■ **Raw data**:
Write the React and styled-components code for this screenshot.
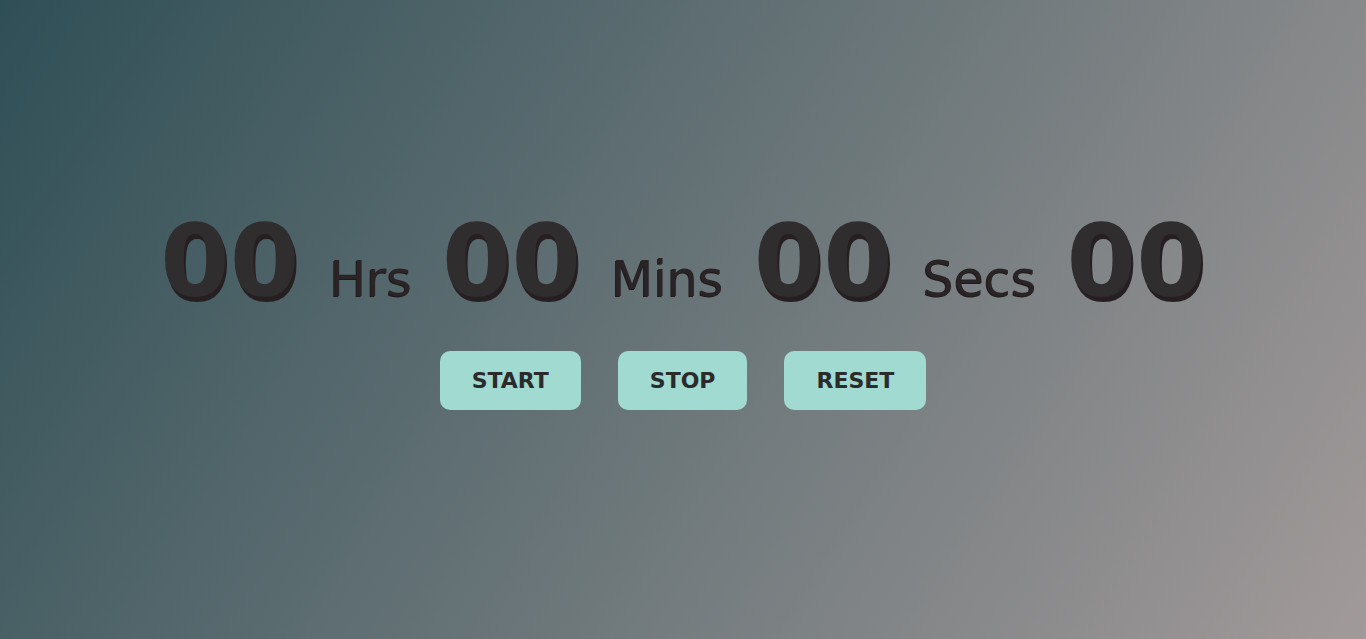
import React from "react";
import styled, { createGlobalStyle } from "styled-components";

const Global = createGlobalStyle`
  html, body { margin: 0; padding: 0; }
  body { font-family: "DejaVu Sans", Verdana, sans-serif; }
`;

const Page = styled.div`
  width: 100%;
  height: 100vh;
  background: linear-gradient(122deg, #2f4f56 0%, #a29a9a 100%);
  display: flex;
  flex-direction: column;
  align-items: center;
  padding-top: 203px;
  box-sizing: border-box;
  overflow: hidden;
`;

const Display = styled.div`
  display: flex;
  align-items: baseline;
  gap: 30px;
`;

const Digits = styled.span`
  font-family: "DejaVu Sans", Verdana, sans-serif;
  font-weight: 700;
  font-size: 100px;
  line-height: normal;
  color: #302d2f;
  text-shadow: 2px 5px 0 #261f21;
`;

const Unit = styled.span`
  font-family: "DejaVu Sans", Verdana, sans-serif;
  font-size: 49px;
  line-height: normal;
  color: #2a2426;
  text-shadow: -1px 1px 0 #1f1a1b;
`;

const Controls = styled.div`
  display: flex;
  gap: 37px;
  margin-top: 31px;
`;

const Button = styled.button`
  font-family: "DejaVu Sans", Verdana, sans-serif;
  font-weight: 700;
  font-size: 22px;
  line-height: normal;
  color: #2b2b2b;
  background: #a0dad0;
  border: none;
  border-radius: 10px;
  padding: 17px 32px;
  cursor: pointer;
`;

export default function App() {
  const parts = [
    ["00", "Hrs"],
    ["00", "Mins"],
    ["00", "Secs"],
    ["00", null],
  ];
  return (
    <>
      <Global />
      <Page>
        <Display>
          {parts.map(([d, u], i) => (
            <React.Fragment key={i}>
              <Digits>{d}</Digits>
              {u && <Unit>{u}</Unit>}
            </React.Fragment>
          ))}
        </Display>
        <Controls>
          <Button>START</Button>
          <Button>STOP</Button>
          <Button>RESET</Button>
        </Controls>
      </Page>
    </>
  );
}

■ **Goal**: Without the pictures, copy the material exactly as given.

■ **Full solution**:
Write the React and styled-components code for this screenshot.
import React from "react";
import styled, { createGlobalStyle } from "styled-components";

const Global = createGlobalStyle`
  html, body { margin: 0; padding: 0; }
  body { font-family: "DejaVu Sans", Verdana, sans-serif; }
`;

const Page = styled.div`
  width: 100%;
  height: 100vh;
  background: linear-gradient(122deg, #2f4f56 0%, #a29a9a 100%);
  display: flex;
  flex-direction: column;
  align-items: center;
  padding-top: 203px;
  box-sizing: border-box;
  overflow: hidden;
`;

const Display = styled.div`
  display: flex;
  align-items: baseline;
  gap: 30px;
`;

const Digits = styled.span`
  font-family: "DejaVu Sans", Verdana, sans-serif;
  font-weight: 700;
  font-size: 100px;
  line-height: normal;
  color: #302d2f;
  text-shadow: 2px 5px 0 #261f21;
`;

const Unit = styled.span`
  font-family: "DejaVu Sans", Verdana, sans-serif;
  font-size: 49px;
  line-height: normal;
  color: #2a2426;
  text-shadow: -1px 1px 0 #1f1a1b;
`;

const Controls = styled.div`
  display: flex;
  gap: 37px;
  margin-top: 31px;
`;

const Button = styled.button`
  font-family: "DejaVu Sans", Verdana, sans-serif;
  font-weight: 700;
  font-size: 22px;
  line-height: normal;
  color: #2b2b2b;
  background: #a0dad0;
  border: none;
  border-radius: 10px;
  padding: 17px 32px;
  cursor: pointer;
`;

export default function App() {
  const parts = [
    ["00", "Hrs"],
    ["00", "Mins"],
    ["00", "Secs"],
    ["00", null],
  ];
  return (
    <>
      <Global />
      <Page>
        <Display>
          {parts.map(([d, u], i) => (
            <React.Fragment key={i}>
              <Digits>{d}</Digits>
              {u && <Unit>{u}</Unit>}
            </React.Fragment>
          ))}
        </Display>
        <Controls>
          <Button>START</Button>
          <Button>STOP</Button>
          <Button>RESET</Button>
        </Controls>
      </Page>
    </>
  );
}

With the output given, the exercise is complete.